Lawmakers have plenty of work to do when it comes to figuring out just how to fix the state’s now-unconstitutional public school funding system – and that work is set to begin this fall.
The state’s Basic Education Funding Commission – a legislative body tasked with examining the state’s basic education funding formula – announced a slate of meeting dates for this year. The schedule sets the stage for a series of conversations on just how to remedy a public school system that a state court recently ruled is not meeting the state constitution’s guarantee of a “thorough and efficient system of public education to serve the needs of the Commonwealth.”
In February, the Commonwealth Court ruled that the state’s legislative and executive branches “have not fulfilled their obligations to all children under the Education Clause in violation of the rights of Petitioners.”
The committee is currently scheduled to meet on the following dates:
- Sept. 12 in Allentown
- Sept. 13 in Harrisburg
- Sept. 14 in Philadelphia
- Sept. 21 in Lancaster
- Sept. 28 in Hanover
- Oct. 5 in Hazleton
- Oct. 11 in Pittsburgh
- Oct. 12 in Lemont Furnace
- Nov. 2 in Enola
- Nov. 9 in Bedford
The locations for the hearings, as well as the agendas, will be announced closer to the meeting dates, according to a press release sent out by the commission.
The co-chairs of the commission, Democratic state Rep. Mike Sturla and Republican state Sen.
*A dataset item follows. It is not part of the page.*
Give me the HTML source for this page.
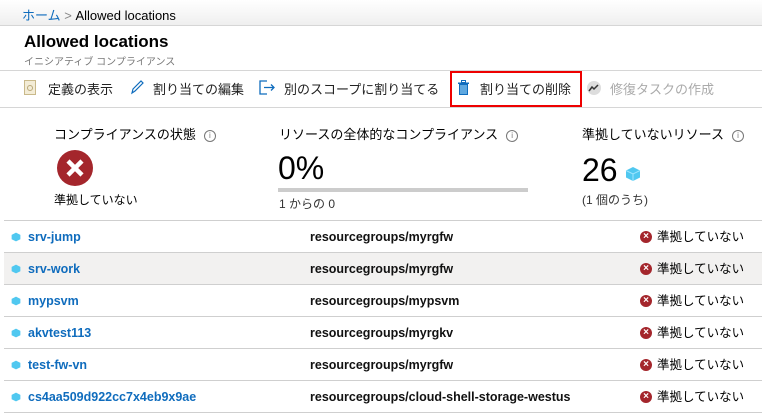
<!DOCTYPE html>
<html><head><meta charset="utf-8"><style>
body{margin:0;width:762px;height:410px;overflow:hidden;background:#fff;font-family:"Liberation Sans","Noto Sans CJK JP",sans-serif;color:#000;position:relative}
.a{position:absolute;white-space:nowrap}
.hl{position:absolute;left:0;width:762px;height:1px;background:#d6d6d6}
.row{position:absolute;left:4px;width:758px;height:31px;border-bottom:1px solid #cfcfcf;line-height:16px}
.nm{position:absolute;left:24px;top:8px;color:#0f6cbd;font-weight:bold;font-size:12.5px}
.rg{position:absolute;left:306px;top:8px;font-weight:bold;font-size:12.5px;color:#111}
.st{position:absolute;left:636px;top:8px;font-size:12.5px;line-height:16px;height:16px}
.xi{display:inline-block;width:12px;height:12px;border-radius:50%;background:#a4262c;color:#fff;font-size:10px;line-height:12px;text-align:center;font-weight:bold;vertical-align:top;margin-top:2px;margin-right:5px;font-family:"Liberation Sans",sans-serif}
.cube{position:absolute;left:7px;top:11px;width:10px;height:10px}
.tb{font-size:13px;color:#222;top:79px}
.info{display:inline-block;width:10px;height:10px;border:1px solid #777;border-radius:50%;font-size:8px;line-height:10px;text-align:center;color:#777;margin-left:8px;vertical-align:1px}
</style></head><body>
<div class="a" style="left:0;top:0;width:762px;height:25px;background:linear-gradient(#fff,#efefef)"></div>
<div class="a" style="left:22px;top:5px;font-size:13px"><span style="color:#0f6cbd">ホーム</span> <span style="color:#888">&gt;</span> Allowed locations</div>
<div class="hl" style="top:25px"></div>
<div class="a" style="left:24px;top:32px;font-size:17px;font-weight:bold">Allowed locations</div>
<div class="a" style="left:24px;top:53px;font-size:10px;color:#777">イニシアティブ コンプライアンス</div>
<div class="hl" style="top:70px"></div>
<svg class="a" style="left:24px;top:80px" width="13" height="16"><rect x="0.5" y="0.5" width="11" height="14" fill="#f3ecd6" stroke="#c9b98a"/><circle cx="6" cy="8" r="2.5" fill="none" stroke="#b9a878"/></svg>
<div class="a tb" style="left:48px">定義の表示</div>
<svg class="a" style="left:130px;top:80px" width="14" height="15"><path d="M2 13 L3 9 L11 1 L13 3 L5 11 Z" fill="none" stroke="#0f6cbd" stroke-width="1.2"/></svg>
<div class="a tb" style="left:153px">割り当ての編集</div>
<svg class="a" style="left:259px;top:80px" width="17" height="15"><path d="M8 1 H1 V14 H8" fill="none" stroke="#0f6cbd" stroke-width="1.3"/><path d="M5 7.5 H15 M12 4.5 L15 7.5 L12 10.5" fill="none" stroke="#0f6cbd" stroke-width="1.3"/></svg>
<div class="a tb" style="left:284px">別のスコープに割り当てる</div>
<div class="a" style="left:450px;top:71px;width:128px;height:32px;border:2.5px solid #e00"></div>
<svg class="a" style="left:458px;top:80px" width="12" height="16"><rect x="3.5" y="0.5" width="4" height="2" fill="none" stroke="#0f6cbd"/><rect x="0" y="2.5" width="11" height="1.5" fill="#0f6cbd"/><rect x="1.5" y="4.5" width="8" height="10" fill="#5ea8e0" stroke="#0f6cbd"/></svg>
<div class="a tb" style="left:480px">割り当ての削除</div>
<svg class="a" style="left:587px;top:81px" width="14" height="14"><circle cx="7" cy="7" r="7" fill="#ddd"/><path d="M2 10 L5 6 L7 8 L11 4" fill="none" stroke="#333" stroke-width="1.5"/></svg>
<div class="a tb" style="left:610px;color:#aaa">修復タスクの作成</div>
<div class="hl" style="top:107px"></div>
<div class="a" style="left:54px;top:124px;font-size:13px">コンプライアンスの状態<span class="info">i</span></div>
<div class="a" style="left:57px;top:150px;width:36px;height:36px;border-radius:50%;background:#a4262c"></div>
<svg class="a" style="left:57px;top:150px" width="36" height="36"><path d="M11 11 L25 25 M25 11 L11 25" stroke="#fff" stroke-width="4.5"/></svg>
<div class="a" style="left:54px;top:191px;font-size:12px">準拠していない</div>
<div class="a" style="left:279px;top:124px;font-size:13px">リソースの全体的なコンプライアンス<span class="info">i</span></div>
<div class="a" style="left:278px;top:150px;font-size:32px;line-height:36px">0%</div>
<div class="a" style="left:278px;top:188px;width:250px;height:4px;background:#ccc"></div>
<div class="a" style="left:279px;top:195px;font-size:12px;color:#333">1 からの 0</div>
<div class="a" style="left:582px;top:124px;font-size:13px">準拠していないリソース<span class="info">i</span></div>
<div class="a" style="left:582px;top:152px;font-size:32px;line-height:36px">26</div>
<svg class="a" style="left:625px;top:166px;width:16px;height:16px" viewBox="0 0 16 16"><path d="M8 1 L15 4.5 L15 11.5 L8 15 L1 11.5 L1 4.5 Z" fill="#50c8f0"/><path d="M1 4.5 L8 8 L15 4.5 M8 8 V15" fill="none" stroke="#a0e6ff" stroke-width="1"/></svg>
<div class="a" style="left:582px;top:191px;font-size:12px;color:#333">(1 個のうち)</div>
<div class="hl" style="top:220px;left:4px;background:#cfcfcf"></div>

<div class="row" style="top:221px"><svg class="cube" viewBox="0 0 16 16"><path d="M8 1 L15 4.5 L15 11.5 L8 15 L1 11.5 L1 4.5 Z" fill="#50c8f0"/></svg><span class="nm">srv-jump</span><span class="rg">resourcegroups/myrgfw</span><span class="st"><span class="xi">×</span>準拠していない</span></div>
<div class="row" style="top:253px;background:#f2f1f0"><svg class="cube" viewBox="0 0 16 16"><path d="M8 1 L15 4.5 L15 11.5 L8 15 L1 11.5 L1 4.5 Z" fill="#50c8f0"/></svg><span class="nm">srv-work</span><span class="rg">resourcegroups/myrgfw</span><span class="st"><span class="xi">×</span>準拠していない</span></div>
<div class="row" style="top:285px"><svg class="cube" viewBox="0 0 16 16"><path d="M8 1 L15 4.5 L15 11.5 L8 15 L1 11.5 L1 4.5 Z" fill="#50c8f0"/></svg><span class="nm">mypsvm</span><span class="rg">resourcegroups/mypsvm</span><span class="st"><span class="xi">×</span>準拠していない</span></div>
<div class="row" style="top:317px"><svg class="cube" viewBox="0 0 16 16"><path d="M8 1 L15 4.5 L15 11.5 L8 15 L1 11.5 L1 4.5 Z" fill="#50c8f0"/></svg><span class="nm">akvtest113</span><span class="rg">resourcegroups/myrgkv</span><span class="st"><span class="xi">×</span>準拠していない</span></div>
<div class="row" style="top:349px"><svg class="cube" viewBox="0 0 16 16"><path d="M8 1 L15 4.5 L15 11.5 L8 15 L1 11.5 L1 4.5 Z" fill="#50c8f0"/></svg><span class="nm">test-fw-vn</span><span class="rg">resourcegroups/myrgfw</span><span class="st"><span class="xi">×</span>準拠していない</span></div>
<div class="row" style="top:381px"><svg class="cube" viewBox="0 0 16 16"><path d="M8 1 L15 4.5 L15 11.5 L8 15 L1 11.5 L1 4.5 Z" fill="#50c8f0"/></svg><span class="nm">cs4aa509d922cc7x4eb9x9ae</span><span class="rg">resourcegroups/cloud-shell-storage-westus</span><span class="st"><span class="xi">×</span>準拠していない</span></div>
</body></html>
Kristin Phillips-Hill, said the commission hearings will allow lawmakers to collect valuable information about how to move forward on education policy.
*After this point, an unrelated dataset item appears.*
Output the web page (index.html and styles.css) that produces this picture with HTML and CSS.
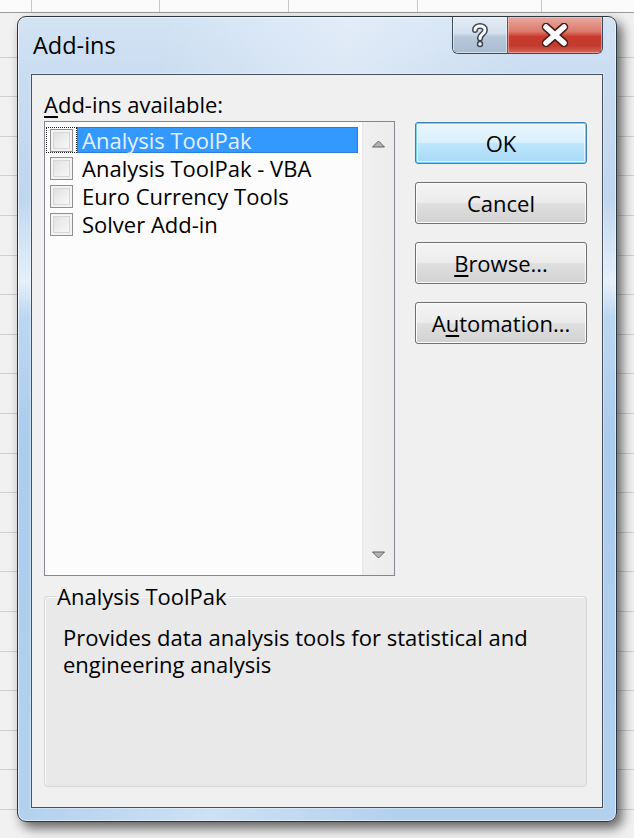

Sturla said it is “imperative” that the commission start holding hearings, while Phillips-Hill said the commission will be soliciting feedback from an array of educational stakeholders.
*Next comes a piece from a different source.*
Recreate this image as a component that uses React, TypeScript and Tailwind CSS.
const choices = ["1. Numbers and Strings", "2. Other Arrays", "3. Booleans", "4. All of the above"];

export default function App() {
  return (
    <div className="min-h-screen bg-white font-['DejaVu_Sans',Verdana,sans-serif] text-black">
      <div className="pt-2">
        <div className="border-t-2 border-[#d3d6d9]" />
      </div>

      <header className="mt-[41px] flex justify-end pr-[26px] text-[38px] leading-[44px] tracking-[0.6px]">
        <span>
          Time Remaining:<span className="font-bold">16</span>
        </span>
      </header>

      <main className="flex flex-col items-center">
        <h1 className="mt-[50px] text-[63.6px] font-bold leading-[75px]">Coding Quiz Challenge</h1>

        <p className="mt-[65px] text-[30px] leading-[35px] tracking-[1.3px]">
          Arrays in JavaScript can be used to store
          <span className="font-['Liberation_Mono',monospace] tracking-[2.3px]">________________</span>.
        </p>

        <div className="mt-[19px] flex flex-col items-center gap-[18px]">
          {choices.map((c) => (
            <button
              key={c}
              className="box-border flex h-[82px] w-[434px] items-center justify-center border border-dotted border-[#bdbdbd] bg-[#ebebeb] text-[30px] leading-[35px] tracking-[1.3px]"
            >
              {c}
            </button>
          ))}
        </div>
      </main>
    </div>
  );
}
“The commission will travel to every corner of this commonwealth to gain valuable feedback from public school finance experts, educational advocates and taxpayers in order to address the charge given to us by the Commonwealth Court: that we need a better way to distribute existing tax dollars to give every child a quality education,” she said.
Members of the public who wish to submit comments to lawmakers can do so on the commission’s website.